Life is but a dream; those who see
the unity beyond the veil of maya will never perpetuate on this feeling which but demands its own way.

>> No.11026922

>>11026915
https://youtu.be/5_09IAg12q8
good song lol

>> No.11026929

>>11026922
I guess the accurate translation in english is web of maya

>> No.11026933

>>11026773
I envy you. I get enraged several times a day.

>> No.11026944

>>11026773
'A Guide To Rational Living'
If you really want to clean up your psyche and thus your life you can just read up on the great clinical psychologists of the 20th century. Carl Rogers, Jung, Alfred Adler, Viktor Frankel, Alber Ellis etc.

>> No.11026947

>>11026773
I used to be like this.
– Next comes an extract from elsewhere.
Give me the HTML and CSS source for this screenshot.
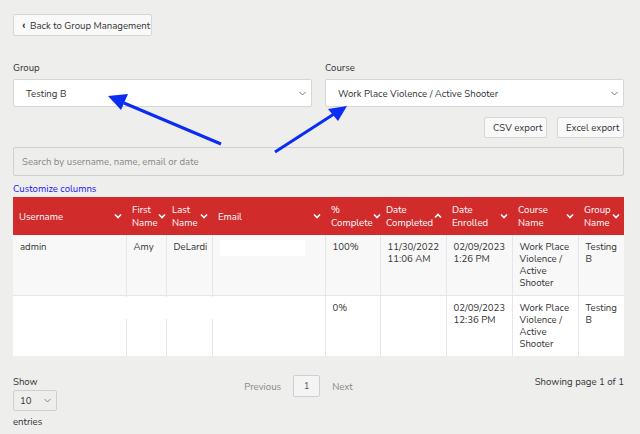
FILE: index.html
```html
<!DOCTYPE html>
<html lang="en">
<head>
    <meta charset="UTF-8">
    <title>Group Report</title>
    <link rel="stylesheet" href="styles.css">
</head>
<body>
    <div class="page">
        <button class="back-btn"><span class="back-caret">&#8249;</span> Back to Group Management</button>

        <div class="filters">
            <div class="field">
                <label>Group</label>
                <div class="select">Testing B <svg class="caret" width="7" height="5" viewBox="0 0 7 5"><path d="M0.5 1 L3.5 4 L6.5 1" fill="none" stroke="#777" stroke-width="1"/></svg></div>
            </div>
            <div class="field">
                <label>Course</label>
                <div class="select">Work Place Violence / Active Shooter <svg class="caret" width="7" height="5" viewBox="0 0 7 5"><path d="M0.5 1 L3.5 4 L6.5 1" fill="none" stroke="#777" stroke-width="1"/></svg></div>
            </div>
        </div>

        <div class="exports">
            <button class="btn">CSV export</button>
            <button class="btn">Excel export</button>
        </div>

        <div class="search">Search by username, name, email or date</div>
        <a class="customize" href="#">Customize columns</a>

        <div class="table-wrap">
            <table class="report">
                <colgroup>
                    <col style="width:113px"><col style="width:40px"><col style="width:46px">
                    <col style="width:113px"><col style="width:55px"><col style="width:66px">
                    <col style="width:66px"><col style="width:66px"><col style="width:46px">
                </colgroup>
                <thead>
                    <tr>
                        <th><div class="th">Username<svg class="sort" viewBox="0 0 8 6"><path d="M1 1.5 L4 4.5 L7 1.5" /></svg></div></th>
                        <th><div class="th">First<br>Name<svg class="sort" viewBox="0 0 8 6"><path d="M1 1.5 L4 4.5 L7 1.5" /></svg></div></th>
                        <th><div class="th">Last<br>Name<svg class="sort" viewBox="0 0 8 6"><path d="M1 1.5 L4 4.5 L7 1.5" /></svg></div></th>
                        <th><div class="th">Email<svg class="sort" viewBox="0 0 8 6"><path d="M1 1.5 L4 4.5 L7 1.5" /></svg></div></th>
                        <th><div class="th">%<br>Complete<svg class="sort" viewBox="0 0 8 6"><path d="M1 1.5 L4 4.5 L7 1.5" /></svg></div></th>
                        <th><div class="th">Date<br>Completed<svg class="sort" viewBox="0 0 8 6"><path d="M1 4.5 L4 1.5 L7 4.5" /></svg></div></th>
                        <th><div class="th">Date<br>Enrolled<svg class="sort" viewBox="0 0 8 6"><path d="M1 1.5 L4 4.5 L7 1.5" /></svg></div></th>
                        <th><div class="th">Course<br>Name<svg class="sort" viewBox="0 0 8 6"><path d="M1 1.5 L4 4.5 L7 1.5" /></svg></div></th>
                        <th><div class="th">Group<br>Name<svg class="sort" viewBox="0 0 8 6"><path d="M1 1.5 L4 4.5 L7 1.5" /></svg></div></th>
                    </tr>
                </thead>
                <tbody>
                    <tr>
                        <td>admin</td>
                        <td>Amy</td>
                        <td>DeLardi</td>
                        <td><span class="redact"></span></td>
                        <td>100%</td>
                        <td>11/30/2022<br>11:06 AM</td>
                        <td>02/09/2023<br>1:26 PM</td>
                        <td>Work Place<br>Violence /<br>Active<br>Shooter</td>
                        <td>Testing<br>B</td>
                    </tr>
                    <tr>
                        <td></td>
                        <td></td>
                        <td></td>
                        <td></td>
                        <td>0%</td>
                        <td></td>
                        <td>02/09/2023<br>12:36 PM</td>
                        <td>Work Place<br>Violence /<br>Active<br>Shooter</td>
                        <td>Testing<br>B</td>
                    </tr>
                </tbody>
            </table>
            <!-- hidden user info in second row -->
            <div class="redact-row"></div>
        </div>

        <div class="footer">
            <div class="length">
                <div>Show</div>
                <div class="small-select">10 <svg width="7" height="5" viewBox="0 0 7 5"><path d="M0.5 1 L3.5 4 L6.5 1" fill="none" stroke="#888" stroke-width="1"/></svg></div>
                <div>entries</div>
            </div>
            <div class="pager">
                <span class="pager-link">Previous</span>
                <span class="page-num">1</span>
                <span class="pager-link">Next</span>
            </div>
            <div class="info">Showing page 1 of 1</div>
        </div>

        <svg class="arrows" width="640" height="434" viewBox="0 0 640 434">
            <line x1="221" y1="144" x2="124" y2="103" stroke="#0b2cf5" stroke-width="3"/>
            <polygon points="108,96 128,94 121,110" fill="#0b2cf5"/>
            <line x1="275" y1="152" x2="334" y2="114" stroke="#0b2cf5" stroke-width="3"/>
            <polygon points="347,106 338,121 328,109" fill="#0b2cf5"/>
        </svg>
    </div>
</body>
</html>
```

FILE: styles.css
```css
body {
    margin: 0;
    background-color: #eeeeed;
    font-family: "Nunito", Lato, "Open Sans", sans-serif;
    color: #333;
    font-size: 9.6px;
}
.page {
    position: relative;
    padding: 14px 16px 0 13px;
    height: 420px;
}
.back-btn {
    display: block;
    font-family: inherit;
    font-size: 9.6px;
    color: #333;
    background-color: #f9f9f9;
    border: 1px solid #d6d6d6;
    border-radius: 2px;
    height: 22px;
    width: 139px;
    padding: 0 6px 0 8px;
    text-align: left;
    white-space: nowrap;
    cursor: pointer;
}
.back-caret {
    font-size: 12px;
    font-weight: bold;
    margin-right: 2px;
}
.filters {
    display: flex;
    gap: 13px;
    margin-top: 25px;
}
.field {
    flex: 1;
}
.field label {
    display: block;
    height: 13px;
    line-height: 13px;
    margin-bottom: 5px;
}
.select {
    display: flex;
    align-items: center;
    justify-content: space-between;
    height: 26px;
    background-color: #fff;
    border: 1px solid #d6d6d6;
    border-radius: 2px;
    padding: 0 5px 0 12px;
}
.exports {
    display: flex;
    justify-content: flex-end;
    gap: 10px;
    margin-top: 10px;
}
.btn {
    font-family: inherit;
    font-size: 9.6px;
    color: #333;
    background-color: #f9f9f9;
    border: 1px solid #d6d6d6;
    border-radius: 2px;
    height: 21px;
    padding: 0 8px;
    white-space: nowrap;
    cursor: pointer;
}
.btn:first-child {
    width: 63px;
}
.btn:last-child {
    width: 67px;
}
.search {
    margin-top: 9px;
    height: 27px;
    line-height: 27px;
    border: 1px solid #cfcfcf;
    border-radius: 2px;
    padding: 0 8px;
    color: #888;
}
.customize {
    display: block;
    color: #1717f5;
    text-decoration: none;
    margin-top: 6px;
    height: 14px;
    line-height: 14px;
}
.table-wrap {
    position: relative;
    margin-top: 1px;
}
.report {
    width: 611px;
    table-layout: fixed;
    border-collapse: collapse;
}
.report th {
    background-color: #d12b2c;
    color: #fff;
    font-weight: normal;
    text-align: left;
    height: 38px;
    padding: 0 4px 0 6px;
}
.th {
    display: flex;
    align-items: center;
    justify-content: space-between;
    line-height: 13px;
}
.sort {
    flex: none;
    width: 8px;
    height: 6px;
    fill: none;
    stroke: #fff;
    stroke-width: 1.6;
}
.report td {
    vertical-align: top;
    padding: 6px 6px 0 7px;
    line-height: 12px;
    border-left: 1px solid #e6e6e6;
    height: 54px;
}
.report td:first-child {
    border-left: none;
}
.report tbody tr:nth-child(1) td {
    background-color: #f8f8f8;
    border-bottom: 1px solid #e6e6e6;
}
.report tbody tr:nth-child(2) td {
    background-color: #fff;
}
.redact {
    display: block;
    width: 85px;
    height: 16px;
    margin-top: -1px;
    background-color: #fff;
}
.redact-row {
    position: absolute;
    left: 0;
    top: 100px;
    width: 312px;
    height: 22px;
    background-color: #fff;
}
.footer {
    display: flex;
    justify-content: space-between;
    margin-top: 19px;
}
.length {
    width: 150px;
    line-height: 14px;
}
.small-select {
    display: flex;
    align-items: center;
    justify-content: space-between;
    width: 31px;
    height: 19px;
    border: 1px solid #cfcfcf;
    border-radius: 2px;
    padding: 0 5px 0 6px;
    margin: 1px 0 4px 0;
}
.pager {
    display: flex;
    align-items: center;
    gap: 12px;
    height: 22px;
    margin-left: 40px;
}
.pager-link {
    color: #888;
}
.page-num {
    display: inline-block;
    width: 25px;
    height: 20px;
    line-height: 20px;
    text-align: center;
    background-color: #f4f4f4;
    border: 1px solid #cfcfcf;
    border-radius: 2px;
    color: #555;
}
.info {
    width: 230px;
    text-align: right;
    line-height: 14px;
}
.arrows {
    position: absolute;
    left: 0;
    top: 0;
    pointer-events: none;
}
```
People would insult me and I genuinely wouldn't care (I wouldn't even think something like "they're just insults", I just didn't feel anything). People would punch me and I would smile and punch them back, but without feeling angry. This eventually started changing when I started taking life more seriously. I still don't get angry like an average person, but I do get angry when someone betrays me, or when there is something I can't change no matter how much I try (for example trying to fix my fucked up family). You're probably a vert different case though.

>> No.11027269

>>11026947
I'm also not comfortable with stuff I can't change(and I think about those things a lot) but I can't myself to be mad at it. Whenever something happens it's more of a "...huh" reaction.